La abadía que ves hoy es un palimpsesto, marcada por las ambiciones arquitectónicas de muchos siglos. Por fuera enamora con su desparpajo barroco—fruto de una renovación del siglo XVIII impulsada por la familia Zichy—pero el espíritu de las encarnaciones románicas y medievales anteriores sigue latiendo bajo la superficie. Si te fijas, lo ves por todas partes: capiteles tallados que insinúan capillas desaparecidas, piedras irregulares donde colisionan muros antiguos y nuevos, y la sobria belleza de la cripta. Y aun así, lo más bonito de la Abadía de Tihany es cómo consigue ser grandiosa e íntima a la vez. Estucos elaborados se arremolinan en los techos, los altares dorados brillan con la luz, pero el espacio siempre te acoge; parece hecho a tu medida, no que te domine.

Claro que no solo ha cambiado la arquitectura. Aquí hay una tradición benedictina robusta: los monjes han trabajado, rezado y vivido en estas colinas volcánicas durante generaciones, aunque hubo interrupciones en la época otomana y bajo presiones políticas más recientes. Aunque el ritmo diario hoy sea más pausado, algunas mañanas aún se escuchan cantos gregorianos filtrándose por los claustros, recordando que las viejas cadencias se resisten a desvanecerse. La Abadía no es un museo estático; está viva, a su manera lenta y deliberada.

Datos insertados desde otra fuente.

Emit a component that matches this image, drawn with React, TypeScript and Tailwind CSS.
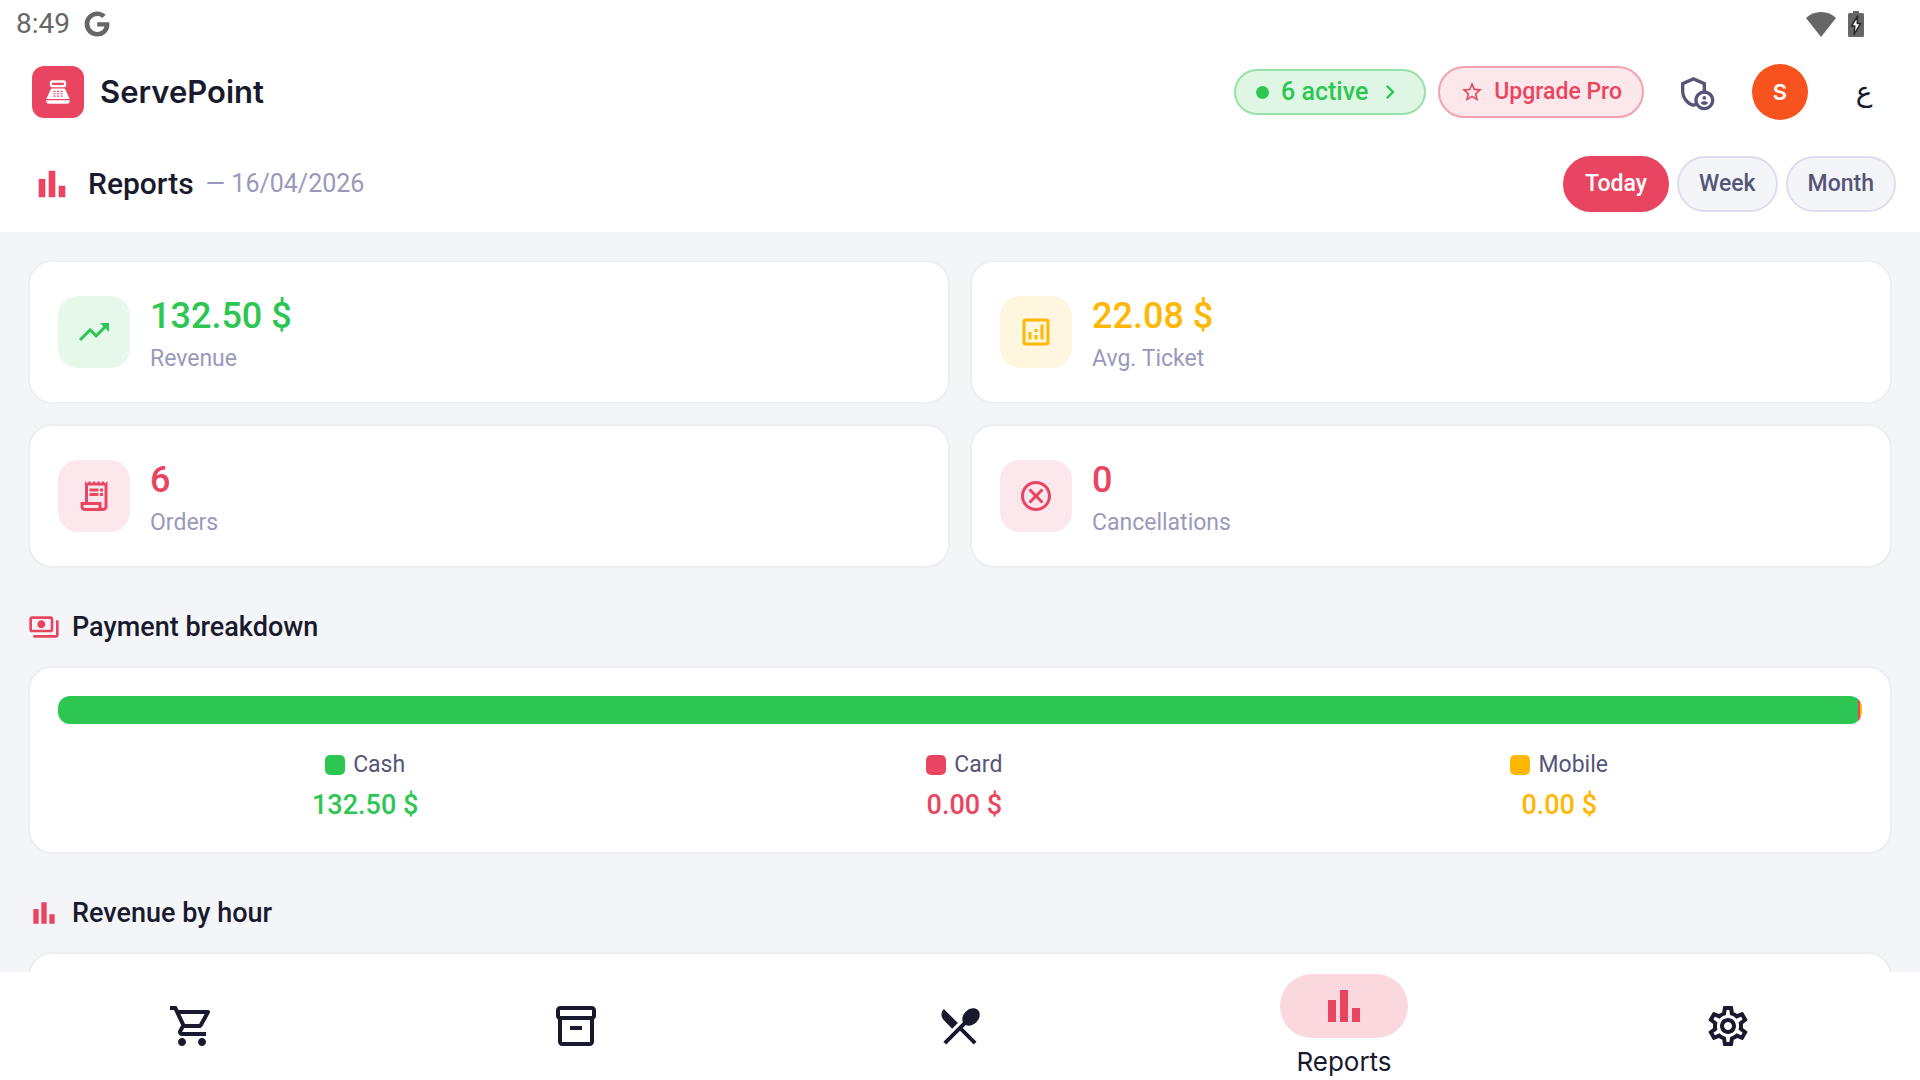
import React, { useState } from "react";
import { FaGoogle } from "react-icons/fa";
import {
  MdBarChart,
  MdChevronRight,
  MdOutlineAdminPanelSettings,
  MdOutlineAnalytics,
  MdOutlineCancel,
  MdOutlineInventory2,
  MdOutlinePayments,
  MdOutlineReceiptLong,
  MdOutlineSettings,
  MdOutlineShoppingCart,
  MdPointOfSale,
  MdRestaurantMenu,
  MdStarOutline,
  MdTrendingUp,
} from "react-icons/md";
import type { IconType } from "react-icons";
import clsx from "clsx";

const stats = [
  {
    label: "Revenue",
    value: "132.50 $",
    icon: MdTrendingUp,
    text: "text-[#2dc653]",
    tile: "bg-[#e6f8ea]",
  },
  {
    label: "Avg. Ticket",
    value: "22.08 $",
    icon: MdOutlineAnalytics,
    text: "text-[#ffb703]",
    tile: "bg-[#fff6e0]",
  },
  {
    label: "Orders",
    value: "6",
    icon: MdOutlineReceiptLong,
    text: "text-[#e94560]",
    tile: "bg-[#fce8ec]",
  },
  {
    label: "Cancellations",
    value: "0",
    icon: MdOutlineCancel,
    text: "text-[#e94560]",
    tile: "bg-[#fce8ec]",
  },
];

// an empty method still gets a sliver of the bar
const payments = [
  { label: "Cash", amount: 132.5, text: "text-[#2dc653]", bg: "bg-[#2dc653]" },
  { label: "Card", amount: 0, text: "text-[#e94560]", bg: "bg-[#e94560]" },
  { label: "Mobile", amount: 0, text: "text-[#ffb703]", bg: "bg-[#ffb703]" },
];

const periods = ["Today", "Week", "Month"];

const tabs = [
  { label: "Sales", icon: MdOutlineShoppingCart },
  { label: "Products", icon: MdOutlineInventory2 },
  { label: "Kitchen", icon: MdRestaurantMenu },
  { label: "Reports", icon: MdBarChart },
  { label: "Settings", icon: MdOutlineSettings },
];

export default function App() {
  return (
    <div className="flex h-screen flex-col bg-white font-[Roboto,sans-serif] text-[#1a1a2e]">
      <StatusBar />
      <Header />
      <ReportsBar />
      <main className="min-h-0 flex-1 overflow-hidden bg-[#f4f5f9] px-7 pt-7">
        <div className="grid grid-cols-2 gap-5">
          {stats.map((stat) => (
            <StatCard key={stat.label} {...stat} />
          ))}
        </div>
        <SectionTitle icon={MdOutlinePayments} title="Payment breakdown" />
        <PaymentCard />
        <SectionTitle icon={MdBarChart} title="Revenue by hour" />
        <Card className="h-80" />
      </main>
      <BottomNav />
    </div>
  );
}

function StatusBar() {
  return (
    <div className="flex h-12 shrink-0 items-center justify-between pr-14 pl-4 text-[#666666]">
      <div className="flex items-center gap-3.5">
        <span className="text-[28px] leading-8">8:49</span>
        <FaGoogle className="size-[26px]" />
      </div>
      <div className="flex items-center gap-3">
        <svg viewBox="0 0 30 26" className="h-[26px] w-[30px]" fill="currentColor">
          <path d="M15 26 0 7C4 3 9 1 15 1s11 2 15 6z" />
        </svg>
        <svg viewBox="0 0 16 26" className="h-[26px] w-4">
          <path
            d="M5 0h6v2h3.500q1.500 0 1.500 1.500v21q0 1.500-1.500 1.500h-13Q0 26 0 24.500v-21Q0 2 1.500 2H5z"
            fill="#666666"
          />
          <path
            d="M9.500 5 3.500 15h3.300L6 23.500 12.700 12.500H9.300z"
            fill="#ffffff"
            stroke="#2b2b2b"
            strokeWidth="1.600"
            strokeLinejoin="round"
          />
        </svg>
      </div>
    </div>
  );
}

function Header() {
  return (
    <header className="flex h-[88px] shrink-0 items-center justify-between px-8">
      <div className="flex items-center gap-4">
        <div className="flex size-[52px] items-center justify-center rounded-xl bg-[#e94560] text-white">
          <MdPointOfSale className="size-7" />
        </div>
        <h1 className="font-[Inter,sans-serif] text-[31px] leading-9 font-semibold">
          ServePoint
        </h1>
      </div>
      <div className="flex items-center">
        <button className="flex h-[46px] items-center rounded-full border-2 border-[#96e2a9] bg-[#e0f6e5] px-5 text-[#2dc653]">
          <span className="mr-3 size-[13px] rounded-full bg-[#2dc653]" />
          <span className="text-[25px] leading-8 font-medium">6 active</span>
          <MdChevronRight className="ml-2 size-7" />
        </button>
        <button className="ml-3 flex h-[52px] items-center gap-2.5 rounded-full border-2 border-[#f4a2b0] bg-[#fce7eb] px-5 text-[#e94560]">
          <MdStarOutline className="size-6" />
          <span className="text-[23px] leading-8 font-medium">Upgrade Pro</span>
        </button>
        <button
          aria-label="Admin panel"
          className="ml-8 flex size-10 items-center justify-center text-[#555577]"
        >
          <MdOutlineAdminPanelSettings className="size-10" />
        </button>
        <button className="ml-9 size-14 rounded-full bg-[#f8521f] font-[Inter,sans-serif] text-[22px] font-semibold text-white">
          S
        </button>
        <button
          lang="ar"
          className="ml-8 w-12 font-['DejaVu_Sans',sans-serif] text-[28px] leading-8"
        >
          ع
        </button>
      </div>
    </header>
  );
}

function ReportsBar() {
  const [period, setPeriod] = useState("Today");

  return (
    <div className="flex h-24 shrink-0 items-center justify-between pr-6 pl-8">
      <div className="flex items-center">
        <MdBarChart className="size-10 text-[#e94560]" />
        <h2 className="ml-4 text-[30px] leading-9 font-medium">Reports</h2>
        <span className="ml-3 text-[25px] leading-8 text-[#9999bb]">
          — 16/04/2026
        </span>
      </div>
      <div className="flex gap-2">
        {periods.map((name) => (
          <button
            key={name}
            onClick={() => setPeriod(name)}
            className={clsx(
              "h-14 rounded-full border-2 px-5 text-[23px] leading-8 font-medium",
              name === period
                ? "border-[#e94560] bg-[#e94560] text-white"
                : "border-[#dddded] bg-[#f4f5f9] text-[#555577]",
            )}
          >
            {name}
          </button>
        ))}
      </div>
    </div>
  );
}

function Card({
  className,
  children,
}: {
  className?: string;
  children?: React.ReactNode;
}) {
  return (
    <section
      className={clsx(
        "rounded-3xl border-2 border-[#edeef3] bg-white p-7",
        className,
      )}
    >
      {children}
    </section>
  );
}

function StatCard({
  label,
  value,
  icon: Icon,
  text,
  tile,
}: {
  label: string;
  value: string;
  icon: IconType;
  text: string;
  tile: string;
}) {
  return (
    <Card className="flex h-36 items-center gap-5">
      <div
        className={clsx(
          "flex size-[72px] items-center justify-center rounded-[20px]",
          tile,
          text,
        )}
      >
        <Icon className="size-9" />
      </div>
      <div>
        <p className={clsx("text-[36px] leading-[50px] font-medium", text)}>
          {value}
        </p>
        <p className="mt-1 text-[23px] leading-7 text-[#9999bb]">{label}</p>
      </div>
    </Card>
  );
}

function SectionTitle({ icon: Icon, title }: { icon: IconType; title: string }) {
  return (
    <div className="mt-10 mb-5 flex items-center gap-3">
      <Icon className="size-8 text-[#e94560]" />
      <h3 className="text-[27px] leading-[38px] font-medium">{title}</h3>
    </div>
  );
}

function PaymentCard() {
  return (
    <Card className="h-[188px]">
      <div className="flex h-7 overflow-hidden rounded-xl">
        {payments.map((p) => (
          <div
            key={p.label}
            className={clsx("min-w-[2px]", p.bg)}
            style={{ flexGrow: p.amount }}
          />
        ))}
      </div>
      <div className="mt-[25px] flex justify-around">
        {payments.map((p) => (
          <div key={p.label} className="flex flex-col items-center">
            <div className="flex items-center gap-2">
              <span className={clsx("size-5 rounded-[5px]", p.bg)} />
              <span className="text-[23px] leading-8 text-[#555577]">
                {p.label}
              </span>
            </div>
            <p className={clsx("mt-2 text-[27px] leading-8 font-medium", p.text)}>
              {p.amount.toFixed(2)} $
            </p>
          </div>
        ))}
      </div>
    </Card>
  );
}

function BottomNav() {
  const [active, setActive] = useState("Reports");

  return (
    <nav className="grid h-[108px] shrink-0 grid-cols-5">
      {tabs.map(({ label, icon: Icon }) =>
        label === active ? (
          <button
            key={label}
            aria-current="page"
            className="flex flex-col items-center pt-[2px]"
          >
            <span className="flex h-16 w-32 items-center justify-center rounded-full bg-[#fad8dd] text-[#e94560]">
              <Icon className="size-12" />
            </span>
            <span className="mt-2 font-[Inter,sans-serif] text-[26px] leading-8">
              {label}
            </span>
          </button>
        ) : (
          <button
            key={label}
            aria-label={label}
            onClick={() => setActive(label)}
            className="flex items-center justify-center"
          >
            <Icon className="size-12" />
          </button>
        ),
      )}
    </nav>
  );
}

La conexión entre Tihany y su abadía es parte de lo que hace que el lugar se te quede grabado. El pueblo se arropa alrededor de la colina como una bufanda, y por donde vayas hay destellos del azul intenso del lago a lo lejos, perfumes de lavanda flotando en verano (la zona es famosa por sus campos) y el rumor del agua allá abajo. En un país tan marcado por el vaivén de imperios, guerras y reinvenciones, reconforta sentir cómo la Abadía arraiga al pueblo en el tiempo. Puedes sentarte en el café de al lado, saboreando tarta y café, mirando esas dos torres y pensando en todas las personas que han subido esta colina: peregrinos, estudiosos curiosos, excursionistas de Budapest y, en contadas ocasiones solemnes, hasta reyes.

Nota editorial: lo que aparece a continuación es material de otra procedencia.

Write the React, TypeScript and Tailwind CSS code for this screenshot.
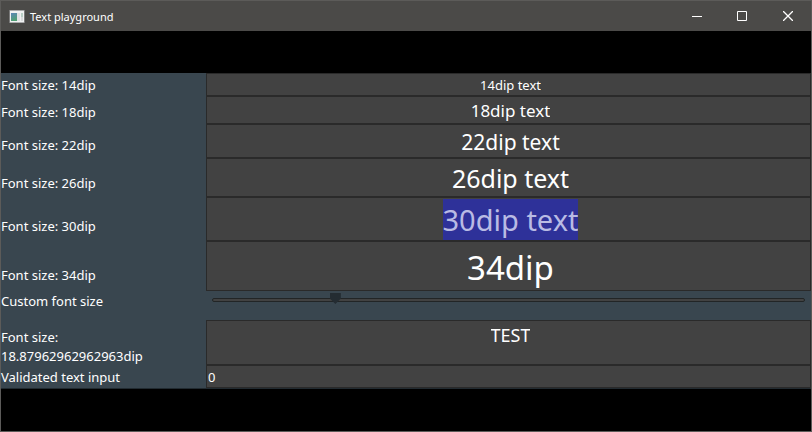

No tengas prisa con los alrededores de la Abadía. La península en sí es una joya ecológica: antiguas calderas volcánicas forman lomas escarpadas, orquídeas silvestres florecen en praderas escondidas y cabañas tradicionales con techos de caña aparecen en cada curva. El museo de la Abadía guarda objetos de la vida monástica, manuscritos iluminados y ornamentos litúrgicos que brillan tras el cristal, mientras que las exposiciones temporales suelen traer arte contemporáneo e historia local. Si te cuadra el viaje a finales de verano, no te pierdas los conciertos de órgano en la nave, con su acústica deliciosa: las melodías se elevan como hasta los ángeles, con el Balaton destellando en el horizonte.

En la Abadía de Tihany sientes un hilo continuo: fe, cultura, lengua y belleza natural trenzándose justo donde se encuentran la tierra, el lago y el cielo. Tómate tu tiempo, afina el oído y cazarás los susurros que guardan las piedras antiguas, historias que siguen contigo mucho después de que repiquen las campanas sobre la península.

  • El rey Andrés I de Hungría fundó la Abadía de Tihany en 1055 y está enterrado allí. Su carta fundacional contiene uno de los primeros textos en húngaro.